Words like legend and icon are used too much in sports: but Mike Breen wears them both like his longtime co-announcer Walt Frazier wears multi-colored cuts.

What’s your favorite NBA memory? Chances are it came with a killer soundtrack. 

Kobe Bryant over the entire city of Phoenix from his forever-dominion at the right elbow? Ray Allen over Tony Parker while moonwalking out of bounds? Carmelo Anthony over Taj Gibson to tie it in regulation and then over Luol Deng from the same honey-sweet spot in overtime for the win? Steph Curry from his own personal pocket of possibility, his private dimension of space-time, for a well-earned double-bang? Jeremy Lin over Jose Calderon as the nightcap to some fun-for-all-the-NBA-family (L)insanity?

Mike was watching those moments with you. Sprinkling a little aural salt on the scene, drawing out a little extra flavor, like only he and his microphone can.

That’s the headline: for fans of all shapes and sizes, for a few generations of hoops-loving humans, the man that shouts “BANG!” is inseparable from a National Basketball Association that, in many households around the world, is as much a part of the family as the dog. Or the kitchen table. Or that argument that never ends.

We almost certainly take it for granted, having such a masterful medium as Mike deliver us the nightly gladiatorial ballet of live NBA action into our entertainment-addicted brains. The raw physicality of the spectacle should be inherently incommunicable, but to the extent that it can be repackaged and made available via the coldness of a screen, Breen pulls it off as well as any middleman can or ever has. It matters, the quality of the play-by-play commentary, to the totality of the experience.

Compare and contrast a game accompanied by say, I don’t know, Chris Webber’s voice — good luck in all your future endeavors, by the way, Mr. Webber — to that of a game accompanied by Mike Breen’s. It’s like comparing watching a movie from the cosy cocoon of a theatre, in that seat you always choose, a perfect distance from the screen, with approximately seven times the volume of potentially consumable popcorn in your lap, to watching a movie from the aisle seat of a nosediving 747, while being punched in the face by a dictionary. Not that it’s in any way fair to compare a former professional player-turned analyst to a current professional play-by-play savant: but the point is that the respective effects of their respective voices is precisely the wrong kind of incomparable to the end users’ ears.

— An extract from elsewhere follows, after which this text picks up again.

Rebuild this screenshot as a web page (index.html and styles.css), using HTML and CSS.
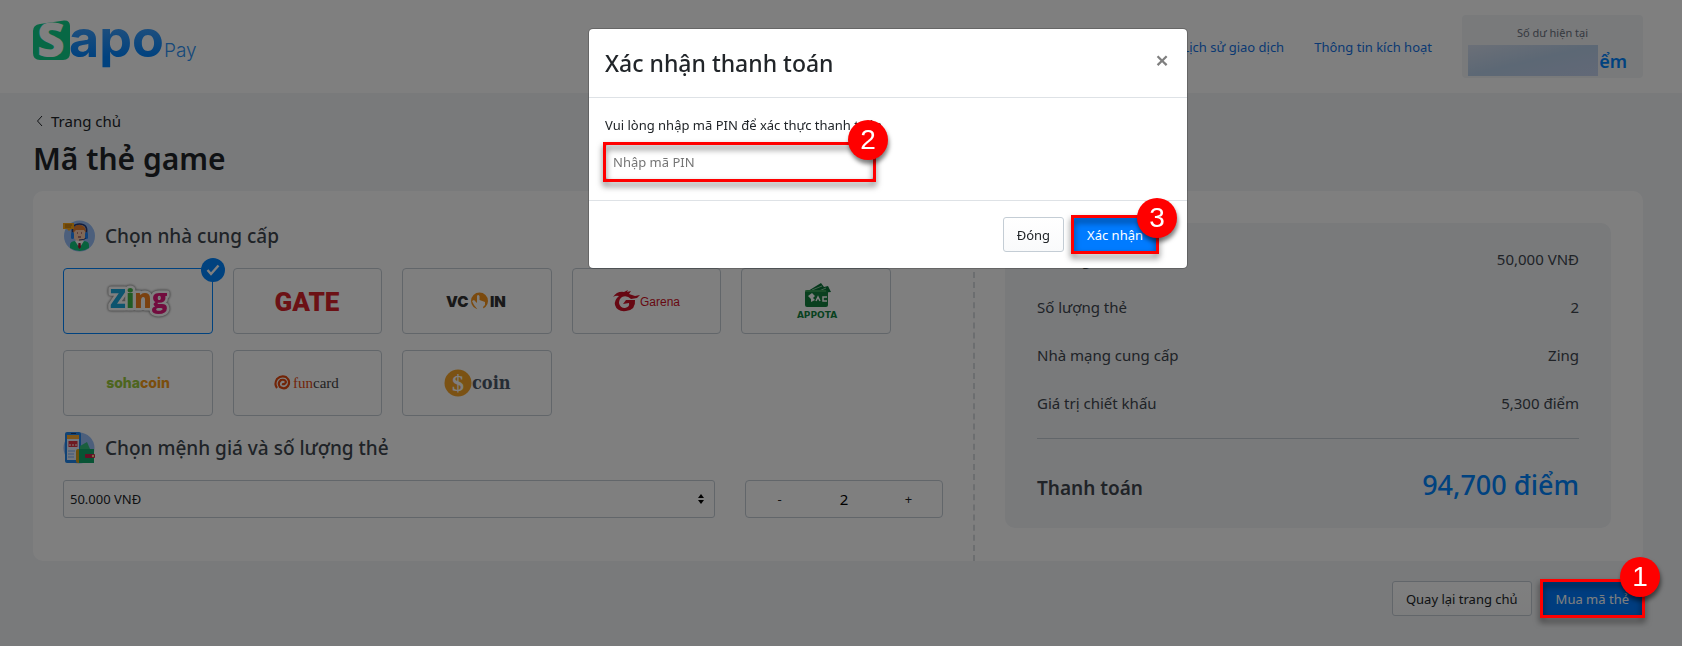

In a league that idolizes and glorifies individual excellence, at what he does, Mike Breen is as good as it gets. 

Mike Breen is LeBron James with a head of steam. Mike Breen is Steph Curry with his eyes open. Mike Breen is Nikola Jokic downloading a thousand fast-moving angles with the nonchalance of a man taking a Sunday morning deuce. Mike Breen is the tyranny of Kawhi Leonard’s sci-fi hands. Mike Breen is Tom Thibodeau 10 Diet Cokes deep in the bowels of MSG at 2 a.m. on a Wednesday rewinding and watching and pausing and plotting and rewinding and watching film, again, one more time, just in case he missed something microscopically significant. Mike Breen is Zion Williamson one-on-one with Trae Young. Mike Breen is Frank Ntilikina in a photograph.

The most recognizable voice in the NBA’s induction into the Hall of hoops was inevitable, his soothing call long an institution, his instrument of easy genius as much a part of the league as whistles and swishes and the squeak of sneakers: his enshrinement as simple a decision as the sound a squeezed trigger makes is recognizable.

From every BANG!-blessed ear of every fan whose ever been lucky enough to hear the most meaningful, elegant, and emphatic four letters in the game — thank you, Mike Breen, for being you, and being the best at what you do.